For instance, the dollar is depreciating today, and there is concern that this could continue for many more years. The market thus harbors suspicions that the United States may be trying to export its way out of its financial crisis (and substantively write off its massive external debts) by getting other countries to import more.
Many in the West and in Japan have voiced their hopes that domestic demand in China would continue to grow. Behind the decision to establish the G20 as a permanent forum and enhance its role as a global economic decision-making body is the shared recognition that the development of the global economy hinges on the expansion of consumption in China and India.
Enhancing Policy Coordination
There is no telling how long consumption will continue to grow in China, though. One Chinese economist this author spoke to recently noted confidently that the Chinese economy would remain on the path of export-led growth. Even if US consumers are spending less after the collapse of the country’s speculative bubbles, he continued, the downturn is only in luxury items; daily commodities are enjoying brisk sales, and China, he noted, was exporting mostly such articles. China’s exports to the US market, therefore, would continue unabated.

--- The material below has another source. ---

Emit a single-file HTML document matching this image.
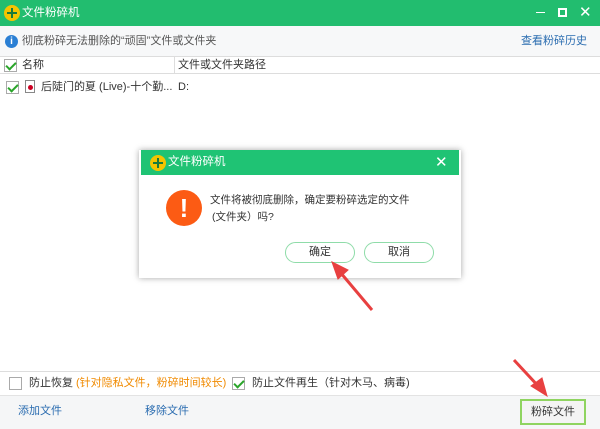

If the Chinese market does keep growing on the strength of its exports, and if this results in higher domestic consumption, eventually begetting a model of economic growth led by domestic demand, then this would be good news for the whole world. Only time will tell if this actually comes about. Many Chinese economists believe that a rapid rise in domestic consumption is difficult and that investments and exports would (read “should”) continue to be the twin engines of growth.
Japan, too, is coming under pressure to boost consumption, and the new Yukio Hatoyama administration’s announcement of a child allowance and other measures to encourage spending are quite welcome. But raising domestic demand has been pursued for the past three decades, with little results. This is a goal that requires a structural adjustment of the Japanese economy, and so it cannot be reached overnight. Many Japanese companies, moreover, are looking to expand not in the domestic market but in those of the newly emerging economies. Japan seems unable to extricate itself from an export-led growth strategy.
The G20 agreement aside, most countries—the United States, China, and Japan included—are really hoping that a rise in domestic consumption happens somewhere else so that they can export to that market. This points to an urgent need for a more effective international framework to achieve policy coordination.